**Task goal:**
Exactly the lines from the start of the data below through the line that contains "const OPTIONS = ['linear" are to be copied, with pictures left out.

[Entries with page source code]

- - - - -

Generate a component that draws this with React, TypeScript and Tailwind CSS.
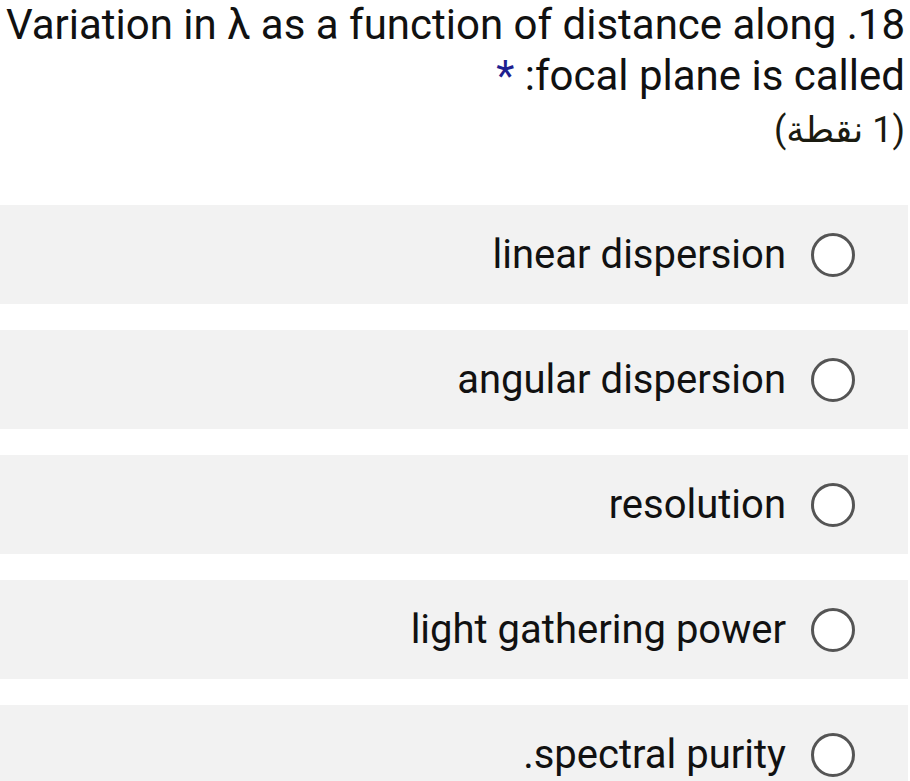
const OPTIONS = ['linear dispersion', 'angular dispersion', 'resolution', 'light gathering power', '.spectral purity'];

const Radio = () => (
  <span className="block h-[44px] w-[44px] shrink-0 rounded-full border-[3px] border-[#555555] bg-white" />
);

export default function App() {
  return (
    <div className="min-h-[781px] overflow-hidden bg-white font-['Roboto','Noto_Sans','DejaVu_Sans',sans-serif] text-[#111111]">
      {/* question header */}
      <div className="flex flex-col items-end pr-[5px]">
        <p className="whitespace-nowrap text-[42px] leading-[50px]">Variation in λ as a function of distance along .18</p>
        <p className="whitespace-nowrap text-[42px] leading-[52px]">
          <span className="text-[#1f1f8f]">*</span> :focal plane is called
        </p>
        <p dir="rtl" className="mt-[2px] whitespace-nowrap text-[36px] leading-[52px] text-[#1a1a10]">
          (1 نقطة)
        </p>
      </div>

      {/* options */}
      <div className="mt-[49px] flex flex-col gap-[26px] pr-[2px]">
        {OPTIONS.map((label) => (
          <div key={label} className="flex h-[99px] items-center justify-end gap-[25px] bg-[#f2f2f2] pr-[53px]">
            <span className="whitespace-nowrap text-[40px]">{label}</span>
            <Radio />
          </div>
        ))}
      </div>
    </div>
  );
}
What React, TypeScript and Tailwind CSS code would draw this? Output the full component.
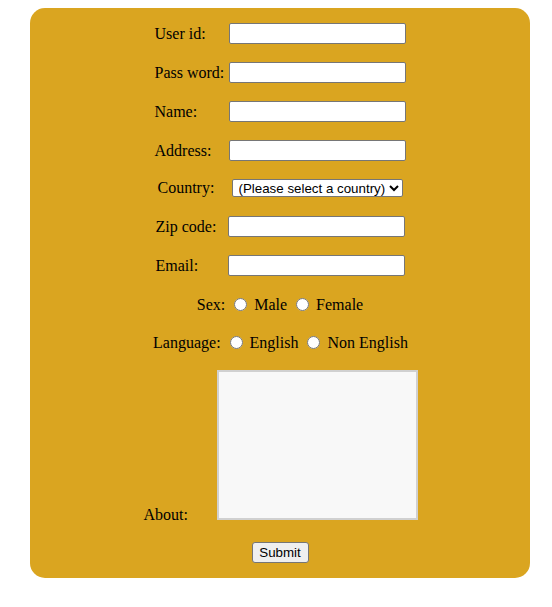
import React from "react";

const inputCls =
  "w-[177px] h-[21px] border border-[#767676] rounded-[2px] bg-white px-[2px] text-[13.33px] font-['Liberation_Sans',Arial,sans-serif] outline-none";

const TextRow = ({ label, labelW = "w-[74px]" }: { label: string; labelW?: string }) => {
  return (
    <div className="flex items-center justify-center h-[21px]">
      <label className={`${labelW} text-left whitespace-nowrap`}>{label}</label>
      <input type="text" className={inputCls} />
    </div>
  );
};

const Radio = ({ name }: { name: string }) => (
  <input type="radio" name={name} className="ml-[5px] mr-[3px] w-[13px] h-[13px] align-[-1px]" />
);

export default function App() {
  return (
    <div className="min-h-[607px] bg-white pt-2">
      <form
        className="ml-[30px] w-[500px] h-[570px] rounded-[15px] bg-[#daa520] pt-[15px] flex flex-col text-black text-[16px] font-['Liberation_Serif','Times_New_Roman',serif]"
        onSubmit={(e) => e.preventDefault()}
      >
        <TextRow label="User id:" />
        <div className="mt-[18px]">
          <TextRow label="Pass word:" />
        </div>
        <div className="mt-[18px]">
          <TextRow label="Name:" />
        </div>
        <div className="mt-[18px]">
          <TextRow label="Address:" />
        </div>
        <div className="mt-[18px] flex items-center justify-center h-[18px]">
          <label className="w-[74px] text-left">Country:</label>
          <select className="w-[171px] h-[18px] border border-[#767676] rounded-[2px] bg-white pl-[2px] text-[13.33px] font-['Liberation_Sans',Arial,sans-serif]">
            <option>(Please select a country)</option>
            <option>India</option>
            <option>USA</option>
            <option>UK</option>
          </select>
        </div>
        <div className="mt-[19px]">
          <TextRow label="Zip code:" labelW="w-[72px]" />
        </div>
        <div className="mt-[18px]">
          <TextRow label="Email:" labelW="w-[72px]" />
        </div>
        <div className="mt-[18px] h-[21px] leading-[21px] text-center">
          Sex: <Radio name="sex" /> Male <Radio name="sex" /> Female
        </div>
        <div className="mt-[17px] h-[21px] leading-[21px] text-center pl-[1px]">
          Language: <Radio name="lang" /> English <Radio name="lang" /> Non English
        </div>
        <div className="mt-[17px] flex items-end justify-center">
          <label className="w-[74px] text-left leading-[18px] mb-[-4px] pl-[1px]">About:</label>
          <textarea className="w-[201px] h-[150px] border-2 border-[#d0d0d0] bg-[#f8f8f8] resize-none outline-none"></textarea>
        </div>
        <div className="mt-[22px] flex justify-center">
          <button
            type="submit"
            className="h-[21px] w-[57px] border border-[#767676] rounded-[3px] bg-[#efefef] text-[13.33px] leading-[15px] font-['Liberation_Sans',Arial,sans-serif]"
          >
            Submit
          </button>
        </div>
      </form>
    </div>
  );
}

- - - - -

**Solution for this task:**
Generate a component that draws this with React, TypeScript and Tailwind CSS.
const OPTIONS = ['linear dispersion', 'angular dispersion', 'resolution', 'light gathering power', '.spectral purity'];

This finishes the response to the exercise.